What a charming, Edenic picture! And in that same garden, the size of a deluxe knock-hockey set, I have also woken to baby rats, shriveled and dying in the sunshine (they look for all the world like human fetuses of a certain period), and yesterday I removed with a shovel some huge, oddly heavy, and in any case horrible bulbous white fungus growing in the same flowerbed where I had planted one of my new charges. Even Adam would have shivered. There's a Melville story called "The Plaza," and it is of course about the Fall and all that, but does it ever seem to be about human discomfort with nature, specifically with vermin. I have rarely read a truer story (and full of Spenser references, whee!). The nausea the story triggers in the reader is not some transcendental artifice; it's nature pure and simple, the author working his way back through the man-made plaza to the intolerable nature infesting it.
When I was young my grandfather would take me fishing. I could not bring myself to impale the shrimp on the hook. I could not because I felt sorry for it, and imagined myself as a shrimp (my man Frank Black, too, has put himself in that exoskeleton). Another time, my grandfather had bloodworms for bait. I could not bring myself to impale even a single worm on the hook. Why? Because they are disgusting, bloated, nauseating creatures. It's not that I will have no truck with them, it's that I can't. Even Adam, apparently, gave them a creepy name.

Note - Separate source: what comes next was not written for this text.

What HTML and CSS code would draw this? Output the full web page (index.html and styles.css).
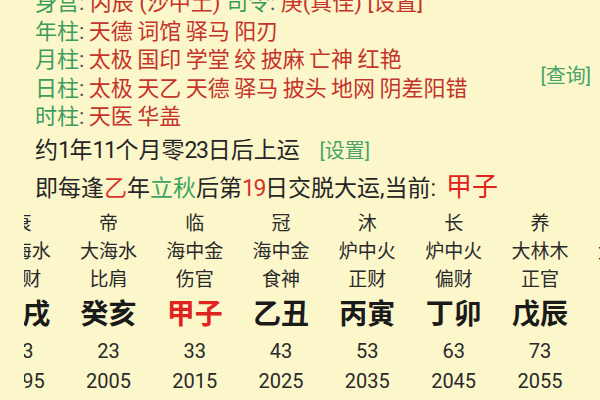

I wonder, as Shaw plunged into the ocean with a unlovable, proto-vegan grunt, did he for a moment fear getting stung by some puffy, purple, proto-ziploc, unlovable man-o-war?
I actually dream of getting a cat. One of these days. But I understand, admit, and respect Shylock's incapacity to love them. He has enough to do to love his own daughter and his own self.
But I already urged Slothrop to change my blogging name to Shylock. The Ass-Head has departed for now, like the Blatant Beast before him. I'm nursing my grudges for next season.